A: If on the fence, always choose the lower level. We assess the students' ability levels on the first day of each session to make sure everyone is in the correct class. If your child ends up needing to be moved, it is easier for us (and is easier on them) to move them up than to move them down.
What are the benefits of Private Lessons vs. Group Lessons?
A: Both types of lessons have their benefits for different types of kids. Private lessons often yield faster results due to the undivided attention your child will receive from the instructor. However, many kids benefit from the inherent "peer pressure" of a group setting. A shy or tentative child might be more inclined to try a skill after seeing another kid in the class try it and receive positive feedback from the instructor. Progress can be contageous. If truly undecided, we recommend trying a session of Group Lesssons and a session of Private Lessons and seeing which one works best for your child. Oh, and Private Lesson are more expensive.

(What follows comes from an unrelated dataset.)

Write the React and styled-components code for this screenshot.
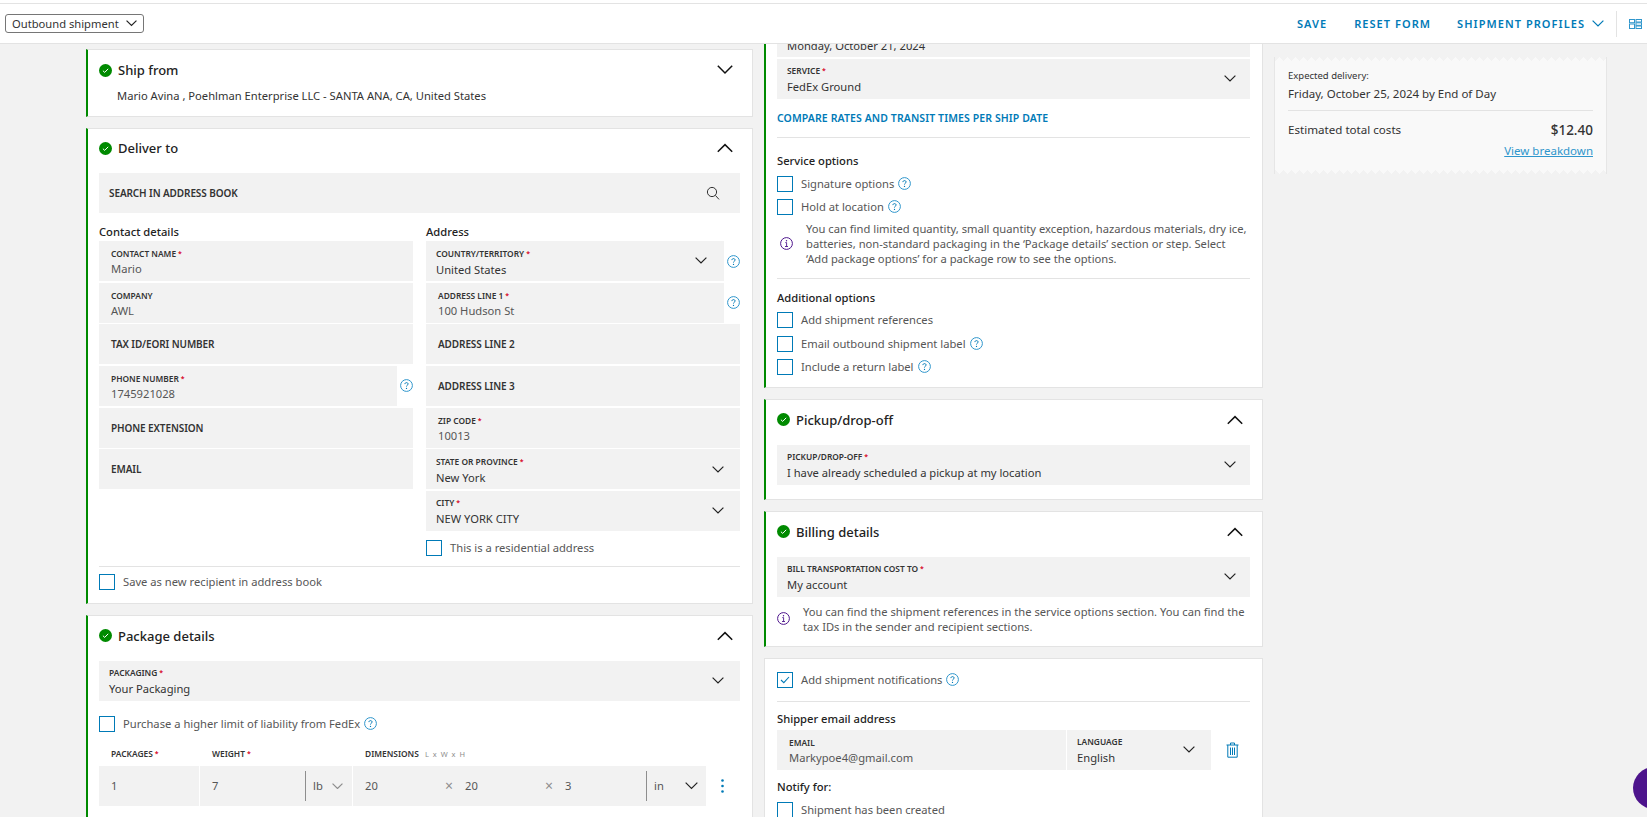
import React from "react";
import styled, { createGlobalStyle } from "styled-components";

const GlobalStyle = createGlobalStyle`
  * { box-sizing: border-box; }
  html, body { margin: 0; height: 100%; overflow: hidden; }
  body {
    background: #f2f2f2;
    font-family: "Noto Sans", "Open Sans", sans-serif;
    color: #333;
  }
`;

const BLUE = "#007ab7";
const FONT_BODY = "11.2px";

const Chevron = ({ up, size = 12, color = "#222", width = 1.2 }) => (
  <svg width={size} height={size * 0.6} viewBox="0 0 20 12" fill="none">
    <path
      d={up ? "M1 11 L10 2 L19 11" : "M1 1 L10 10 L19 1"}
      stroke={color}
      strokeWidth={(width * 20) / size}
    />
  </svg>
);

const Help = () => (
  <HelpIcon width="13" height="13" viewBox="0 0 13 13" fill="none">
    <circle cx="6.5" cy="6.5" r="5.9" stroke="#2f96cc" strokeWidth="1" />
    <path
      d="M4.9 5.1c0-.9.7-1.5 1.6-1.5s1.6.6 1.6 1.4c0 1.2-1.6 1.2-1.6 2.5"
      stroke={BLUE}
      strokeWidth="1"
    />
    <circle cx="6.5" cy="9.4" r=".65" fill={BLUE} />
  </HelpIcon>
);

const Done = () => (
  <DoneIcon width="13" height="13" viewBox="0 0 13 13">
    <circle cx="6.5" cy="6.5" r="6.5" fill="#008a00" />
    <path d="M3.9 6.7 L5.7 8.4 L9.2 4.8" fill="none" stroke="#fff" strokeWidth="1" />
  </DoneIcon>
);

const InfoIcon = () => (
  <svg width="13" height="13" viewBox="0 0 13 13" fill="none">
    <circle cx="6.5" cy="6.5" r="5.9" stroke="#4d148c" strokeWidth="1" />
    <circle cx="6.5" cy="3.8" r=".7" fill="#4d148c" />
    <path d="M5.3 5.6h1.3v3.8M5 9.5h3" stroke="#4d148c" strokeWidth=".9" />
  </svg>
);

const Page = styled.div`
  height: 817px;
  display: flex;
  flex-direction: column;
  overflow: hidden;
`;

const TopStrip = styled.div`
  height: 4px;
  flex: none;
  background: #fff;
  border-bottom: 1px solid #e3e3e3;
`;

const Header = styled.header`
  height: 40px;
  flex: none;
  display: flex;
  align-items: center;
  justify-content: space-between;
  background: #fff;
  border-bottom: 1px solid #e3e3e3;
  padding: 0 5px;
  position: relative;
  z-index: 2;
`;

const ShipmentSelect = styled.div`
  width: 139px;
  height: 19px;
  display: flex;
  align-items: center;
  justify-content: space-between;
  border: 1px solid #767676;
  border-radius: 3px;
  padding: 0 6px;
  font-size: 11.2px;
  color: #333;
`;

const HeaderActions = styled.nav`
  display: flex;
  align-items: center;
  height: 26px;
`;

const HeaderLink = styled.a`
  display: flex;
  align-items: center;
  gap: 7px;
  margin-right: ${(p) => p.$gap}px;
  font-size: 11px;
  font-weight: 600;
  letter-spacing: 1.05px;
  color: ${BLUE};
`;

const HeaderDivider = styled.div`
  width: 1px;
  height: 26px;
  background: #e3e3e3;
  margin-right: 12px;
`;

const Main = styled.main`
  flex: 1;
  min-height: 0;
  overflow: hidden;
  display: grid;
  grid-template-columns: 667px 499px 333px;
  column-gap: 11px;
  align-items: start;
  padding: 5px 0 0 86px;
`;

const Column = styled.div`
  display: flex;
  flex-direction: column;
  gap: 11px;
  margin-top: ${(p) => p.$top || 0}px;
`;

const Card = styled.section`
  background: #fff;
  border: 1px solid #e3e3e3;
  border-left: ${(p) => (p.$plain ? "1px solid #e3e3e3" : "2px solid #008a00")};
  padding: 0 12px ${(p) => p.$bottom || 0}px ${(p) => (p.$plain ? 12 : 11)}px;
`;

const CardHead = styled.div`
  height: ${(p) => p.$height ?? 40}px;
  margin-bottom: ${(p) => p.$after ?? 5}px;
  display: flex;
  align-items: center;
  font-size: 13px;
  font-weight: 500;
  color: #222;
  svg:last-child {
    margin-left: auto;
    margin-right: 7px;
  }
`;

const DoneIcon = styled.svg`
  flex: none;
  margin-right: 6px;
`;

const HelpIcon = styled.svg`
  flex: none;
`;

const Summary = styled.p`
  margin: -2px 0 0;
  padding-left: 18px;
  font-size: ${FONT_BODY};
  line-height: 15px;
  color: #333;
`;

const FieldBox = styled.div`
  flex: ${(p) => p.$flex || "1 1 auto"};
  min-width: 0;
  height: 40px;
  display: flex;
  align-items: center;
  justify-content: space-between;
  background: #f2f2f2;
  padding: 0 ${(p) => p.$right ?? 16}px 0 ${(p) => p.$pad ?? 12}px;
`;

const FieldText = styled.div`
  display: flex;
  flex-direction: column;
  gap: ${(p) => (p.$select ? 3 : 2)}px;
  padding-top: ${(p) => (p.$empty ? 0 : 2)}px;
`;

const Required = styled.i`
  color: #d6001c;
  font-size: 7px;
  font-style: normal;
  margin-left: 2px;
  vertical-align: 1px;
`;

const FieldLabel = styled.span`
  font-size: ${(p) => (p.$big ? "10px" : "8.4px")};
  line-height: 12px;
  font-weight: 600;
  letter-spacing: ${(p) => (p.$big ? "-0.1px" : "0")};
  text-transform: uppercase;
  color: #333;
`;

const FieldValue = styled.span`
  font-size: ${FONT_BODY};
  line-height: 14px;
  color: ${(p) => (p.$dark ? "#333" : "#565656")};
`;

const Field = ({ label, value, required, select, pad, right, flex }) => (
  <FieldBox $pad={pad} $right={right} $flex={flex}>
    <FieldText $select={select} $empty={!value}>
      <FieldLabel $big={!value}>
        {label}
        {required && <Required>*</Required>}
      </FieldLabel>
      {value && <FieldValue $dark={select}>{value}</FieldValue>}
    </FieldText>
    {select && <Chevron />}
  </FieldBox>
);

const Columns = styled.div`
  display: grid;
  grid-template-columns: 1fr 1fr;
  column-gap: 13px;
`;

const GroupLabel = styled.div`
  height: 28px;
  display: flex;
  align-items: flex-end;
  font-size: 11.2px;
  font-weight: 500;
  line-height: 18px;
  color: #222;
`;

const Stack = styled.div`
  display: flex;
  flex-direction: column;
  gap: 1.67px;
`;

const WithHelp = styled.div`
  display: flex;
  align-items: center;
  gap: 3px;
`;

const Check = styled.label`
  display: flex;
  align-items: center;
  gap: 8px;
  height: 16px;
  margin-top: ${(p) => p.$top || 0}px;
  font-size: ${FONT_BODY};
  color: #565656;
  svg {
    margin-left: -4px;
  }
`;

const Box = styled.span`
  flex: none;
  width: 16px;
  height: 16px;
  display: flex;
  align-items: center;
  justify-content: center;
  border: 1px solid ${BLUE};
  svg {
    margin: 0;
  }
`;

const CheckRow = ({ children, top, help, checked }) => (
  <Check $top={top}>
    <Box>
      {checked && (
        <svg width="10" height="8" viewBox="0 0 10 8" fill="none">
          <path d="M1 4 L3.8 6.6 L9 1" stroke={BLUE} strokeWidth="1.1" />
        </svg>
      )}
    </Box>
    {children}
    {help && <Help />}
  </Check>
);

const Divider = styled.hr`
  border: 0;
  height: 1px;
  background: #e3e3e3;
  margin: ${(p) => p.$top}px 0 ${(p) => p.$bottom}px;
`;

const GridHead = styled.div`
  display: grid;
  grid-template-columns: 101px 153px 1fr;
  height: 34px;
  padding-bottom: 6px;
  align-items: flex-end;
`;

const HeadCell = styled.span`
  padding-left: 12px;
  font-size: 8.4px;
  line-height: 12px;
  font-weight: 600;
  color: #333;
  small {
    font-size: 7.5px;
    font-weight: 400;
    color: #8e8e8e;
    letter-spacing: 1px;
    margin-left: 6px;
  }
`;

const PackageRow = styled.div`
  display: flex;
  align-items: center;
`;

const PackageCells = styled.div`
  width: 607px;
  height: 40px;
  display: grid;
  grid-template-columns: 100px 152px 1fr;
  column-gap: 1px;
`;

const PackageCell = styled.div`
  display: flex;
  align-items: center;
  background: #f2f2f2;
  padding-left: 12px;
  font-size: ${FONT_BODY};
  color: #565656;
`;

const DimValue = styled.span`
  width: ${(p) => p.$w}px;
  flex: none;
`;

const Times = styled.span`
  width: 20px;
  flex: none;
  color: #8e8e8e;
  font-size: 14px;
`;

const Unit = styled.div`
  height: 30px;
  width: ${(p) => p.$w}px;
  margin-left: auto;
  flex: none;
  display: flex;
  align-items: center;
  justify-content: space-between;
  border-left: 1px solid #8e8e8e;
  padding: 0 ${(p) => p.$right}px 0 7px;
`;

const Dots = styled.svg`
  margin-left: 15px;
`;

const LinkRow = styled.a`
  display: flex;
  align-items: center;
  height: 38px;
  padding-top: 1px;
  font-size: 10.5px;
  font-weight: 600;
  letter-spacing: 0.1px;
  color: ${BLUE};
`;

const SubHead = styled.h4`
  margin: ${(p) => p.$top || 0}px 0 0;
  font-size: 11.2px;
  line-height: 16px;
  font-weight: 500;
  color: #222;
`;

const Notice = styled.div`
  display: flex;
  align-items: center;
  gap: ${(p) => p.$gap}px;
  padding-left: ${(p) => p.$pad}px;
  margin-top: ${(p) => p.$top}px;
  font-size: ${FONT_BODY};
  line-height: 15px;
  color: #565656;
  svg {
    flex: none;
  }
`;

const EmailRow = styled.div`
  display: flex;
  align-items: center;
  margin-top: 3px;
  gap: 1px;
`;

const Trash = styled.svg`
  margin-left: 14px;
`;

const Receipt = styled.aside`
  position: relative;
  margin-top: 8px;
  height: 117px;
  background: #f9f9f9;
  border-left: 1px solid #e6e6e6;
  border-right: 1px solid #e6e6e6;
  padding: 12px 13px 0;
  &::before,
  &::after {
    content: "";
    position: absolute;
    left: 0;
    right: 0;
    height: 4px;
  }
  &::before {
    top: 0;
    background: linear-gradient(135deg, #f2f2f2 50%, transparent 50%) 0 -4px / 8px 8px repeat-x,
      linear-gradient(225deg, #f2f2f2 50%, transparent 50%) 0 -4px / 8px 8px repeat-x;
  }
  &::after {
    bottom: 0;
    background: linear-gradient(45deg, #f2f2f2 50%, transparent 50%) 0 0 / 8px 8px repeat-x,
      linear-gradient(315deg, #f2f2f2 50%, transparent 50%) 0 0 / 8px 8px repeat-x;
  }
`;

const ReceiptSmall = styled.div`
  font-size: 9.5px;
  line-height: 14px;
  color: #333;
`;

const ReceiptDate = styled.div`
  margin-top: 3px;
  font-size: 11.5px;
  line-height: 16px;
  color: #333;
  padding-bottom: 8px;
  border-bottom: 1px solid #e3e3e3;
`;

const ReceiptTotal = styled.div`
  display: flex;
  justify-content: space-between;
  align-items: center;
  margin-top: 9px;
  font-size: 11.6px;
  line-height: 20px;
  color: #333;
  strong {
    font-size: 13.5px;
    font-weight: 500;
  }
`;

const ReceiptLink = styled.a`
  display: block;
  margin-top: 3px;
  text-align: right;
  font-size: 11.5px;
  line-height: 16px;
  color: #2f96cc;
  text-decoration: underline;
`;

const ChatBubble = styled.div`
  position: fixed;
  left: 1633px;
  top: 767px;
  width: 42px;
  height: 42px;
  border-radius: 50%;
  background: #4d148c;
`;

const Title = ({ children, up }) => (
  <>
    <Done />
    {children}
    <Chevron up={up} size={16} color="#111" width={1.5} />
  </>
);

export default function App() {
  return (
    <Page>
      <GlobalStyle />
      <TopStrip />
      <Header>
        <ShipmentSelect>
          Outbound shipment
          <Chevron size={11} color="#222" />
        </ShipmentSelect>
        <HeaderActions>
          <HeaderLink $gap={27}>SAVE</HeaderLink>
          <HeaderLink $gap={26}>RESET FORM</HeaderLink>
          <HeaderLink $gap={12}>
            SHIPMENT PROFILES
            <Chevron size={12} color={BLUE} />
          </HeaderLink>
          <HeaderDivider />
          <svg width="13" height="10" viewBox="0 0 13 10" fill="none" stroke="#2f96cc" strokeWidth="1">
            <rect x=".5" y=".5" width="5" height="3.2" />
            <rect x=".5" y="5" width="5" height="4.5" />
            <rect x="7" y=".5" width="5.5" height="2.5" />
            <rect x="7" y="3.8" width="5.5" height="2.5" />
            <rect x="7" y="7" width="5.5" height="2.5" />
          </svg>
        </HeaderActions>
      </Header>
      <Main>
        <Column>
          <Card $bottom={13}>
            <CardHead $after={0}>
              <Title>Ship from</Title>
            </CardHead>
            <Summary>Mario Avina , Poehlman Enterprise LLC - SANTA ANA, CA, United States</Summary>
          </Card>

          <Card $bottom={13}>
            <CardHead $height={38} $after={6}>
              <Title up>Deliver to</Title>
            </CardHead>
            <FieldBox $pad={10} $right={20}>
              <FieldLabel $big>Search in address book</FieldLabel>
              <svg width="14" height="14" viewBox="0 0 14 14" fill="none" stroke="#333" strokeWidth="1">
                <circle cx="6" cy="6" r="4.6" />
                <path d="M9.4 9.4 L13 13.4" />
              </svg>
            </FieldBox>
            <Columns>
              <div>
                <GroupLabel>Contact details</GroupLabel>
                <Stack>
                  <Field label="Contact name" value="Mario" required />
                  <Field label="Company" value="AWL" />
                  <Field label="Tax ID/EORI number" />
                  <WithHelp>
                    <Field label="Phone number" value="1745921028" required />
                    <Help />
                  </WithHelp>
                  <Field label="Phone extension" />
                  <Field label="Email" />
                </Stack>
              </div>
              <div>
                <GroupLabel>Address</GroupLabel>
                <Stack>
                  <WithHelp>
                    <Field label="Country/Territory" value="United States" required select pad={10} right={17} />
                    <Help />
                  </WithHelp>
                  <WithHelp>
                    <Field label="Address line 1" value="100 Hudson St" required />
                    <Help />
                  </WithHelp>
                  <Field label="Address line 2" />
                  <Field label="Address line 3" />
                  <Field label="ZIP code" value="10013" required />
                  <Field label="State or province" value="New York" required select pad={10} />
                  <Field label="City" value="NEW YORK CITY" required select pad={10} />
                </Stack>
                <CheckRow top={9}>This is a residential address</CheckRow>
              </div>
            </Columns>
            <Divider $top={10} $bottom={7} />
            <CheckRow>Save as new recipient in address book</CheckRow>
          </Card>

          <Card $bottom={40}>
            <CardHead>
              <Title up>Package details</Title>
            </CardHead>
            <Field label="Packaging" value="Your Packaging" required select pad={10} />
            <CheckRow top={15} help>
              Purchase a higher limit of liability from FedEx
            </CheckRow>
            <GridHead>
              <HeadCell>
                PACKAGES<Required>*</Required>
              </HeadCell>
              <HeadCell>
                WEIGHT<Required>*</Required>
              </HeadCell>
              <HeadCell>
                DIMENSIONS<small>L x W x H</small>
              </HeadCell>
            </GridHead>
            <PackageRow>
              <PackageCells>
                <PackageCell>1</PackageCell>
                <PackageCell>
                  7
                  <Unit $w={47} $right={9}>
                    lb
                    <Chevron size={11} color="#8e8e8e" />
                  </Unit>
                </PackageCell>
                <PackageCell>
                  <DimValue $w={80}>20</DimValue>
                  <Times>×</Times>
                  <DimValue $w={80}>20</DimValue>
                  <Times>×</Times>
                  <DimValue $w={40}>3</DimValue>
                  <Unit $w={60} $right={8}>
                    in
                    <Chevron size={13} />
                  </Unit>
                </PackageCell>
              </PackageCells>
              <Dots width="3" height="14" viewBox="0 0 3 14" fill={BLUE}>
                <circle cx="1.5" cy="1.5" r="1.3" />
                <circle cx="1.5" cy="7" r="1.3" />
                <circle cx="1.5" cy="12.5" r="1.3" />
              </Dots>
            </PackageRow>
          </Card>
        </Column>

        <Column $top={-33}>
          <Card $bottom={12.33}>
            <Stack>
              <Field label="Ship date" value="Monday, October 21, 2024" required select pad={10} right={14} />
              <Field label="Service" value="FedEx Ground" required select pad={10} right={14} />
            </Stack>
            <LinkRow>COMPARE RATES AND TRANSIT TIMES PER SHIP DATE</LinkRow>
            <Divider $top={0} $bottom={15} />
            <SubHead>Service options</SubHead>
            <CheckRow top={7} help>
              Signature options
            </CheckRow>
            <CheckRow top={7} help>
              Hold at location
            </CheckRow>
            <Notice $pad={3} $gap={13} $top={6}>
              <InfoIcon />
              <span>
                You can find limited quantity, small quantity exception, hazardous materials, dry ice,
                <br />
                batteries, non-standard packaging in the ‘Package details’ section or step. Select
                <br />
                ‘Add package options’ for a package row to see the options.
              </span>
            </Notice>
            <Divider $top={12} $bottom={11} />
            <SubHead>Additional options</SubHead>
            <CheckRow top={6}>Add shipment references</CheckRow>
            <CheckRow top={8} help>
              Email outbound shipment label
            </CheckRow>
            <CheckRow top={7} help>
              Include a return label
            </CheckRow>
          </Card>

          <Card $bottom={14}>
            <CardHead>
              <Title up>Pickup/drop-off</Title>
            </CardHead>
            <Field
              label="Pickup/drop-off"
              value="I have already scheduled a pickup at my location"
              required
              select
              pad={10}
              right={14}
            />
          </Card>

          <Card $bottom={12}>
            <CardHead>
              <Title up>Billing details</Title>
            </CardHead>
            <Field label="Bill transportation cost to" value="My account" required select pad={10} right={14} />
            <Notice $pad={0} $gap={13} $top={7}>
              <InfoIcon />
              <span>
                You can find the shipment references in the service options section. You can find the
                <br />
                tax IDs in the sender and recipient sections.
              </span>
            </Notice>
          </Card>

          <Card $plain $bottom={20}>
            <CheckRow top={13} help checked>
              Add shipment notifications
            </CheckRow>
            <Divider $top={13} $bottom={9} />
            <SubHead>Shipper email address</SubHead>
            <EmailRow>
              <Field label="Email" value="Markypoe4@gmail.com" flex="0 0 289px" />
              <Field label="Language" value="English" select flex="0 0 144px" pad={10} right={16} />
              <Trash width="13" height="16" viewBox="0 0 13 16" fill="none" stroke={BLUE} strokeWidth="1">
                <path d="M.5 3h12M4.5 3V1h4v2M1.8 3v12.2h9.4V3M4.5 5.5v7.5M6.5 5.5v7.5M8.5 5.5v7.5" />
              </Trash>
            </EmailRow>
            <SubHead $top={9}>Notify for:</SubHead>
            <CheckRow top={7}>Shipment has been created</CheckRow>
          </Card>
        </Column>

        <Receipt>
          <ReceiptSmall>Expected delivery:</ReceiptSmall>
          <ReceiptDate>Friday, October 25, 2024 by End of Day</ReceiptDate>
          <ReceiptTotal>
            Estimated total costs
            <strong>$12.40</strong>
          </ReceiptTotal>
          <ReceiptLink>View breakdown</ReceiptLink>
        </Receipt>
      </Main>
      <ChatBubble />
    </Page>
  );
}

My child will be attending the Mairnwood Summer Camp Program. How does it work if they are in swim lessons during the camp day?
A: Probably a third of our swim lesson students are also enrolled in our summer camp program and it works like this: after your child is dropped off and checked in at camp, one of their counselors walks them down to the pool to get them changed and then walks them to their swim lesson. After the swim lesson, the counselor retrieves your child from the water and takes them to get changed before walking them back to camp. This system applies to kids taking group lessons in the morning as well as kids taking private lessons in the afternoon.
What are the Swim Olympics?
A: The Marinwood Swim Academy Swim Olympics is a fun-filled event in which any child who has taken lessons in the current year (either Group or Private Lessons) is invited to come and participate in a mock-olympics event. Kids are grouped by their ability levels and each group participates in two or three "heats" appropriate to their level while the other kids and parents watch and cheer. This event is complete with opening and closing ceremonies, and every participant earns a gold medal. Parents are encouraged to attend and bring their cameras. This year's Olympics takes place on Friday, August 16th from 9:30-10:30am. Light refreshments provided. This event is free.
How many weeks of swim lessons will it take for my child to become "water safe?"
A: Every child is different and progresses at his or her own rate. Most children remain in the same level for several sessions before graduating to the next level--especially beginners. Our sessions are short and students are not expected to become experts after 4 days. We ask parents to be patient and to give their children the time they need for their individual confidence, coordination, and comfort in the water to finally "click." It may take longer than you initially anticipate.
The term "water safe" can be misleading and shouldn't be equated with your child's acquisition of certain swimming skills (e.g. learning to float, being able to swim 5 yards unassisted, etc.). Only you can know when you feel comfortable letting your child out of your reach, sight, etc. when in the water. Our program seeks to develop in your child a well-rounded swimming ability as well as an understanding of general water safety and an awareness of their individual limitations so they can make good choices and remain as safe as possible when in or around the water. We ask parents to remember that swimming is a life skill, not a pastime, and to allow the necessary time for your child to become a solid swimmer.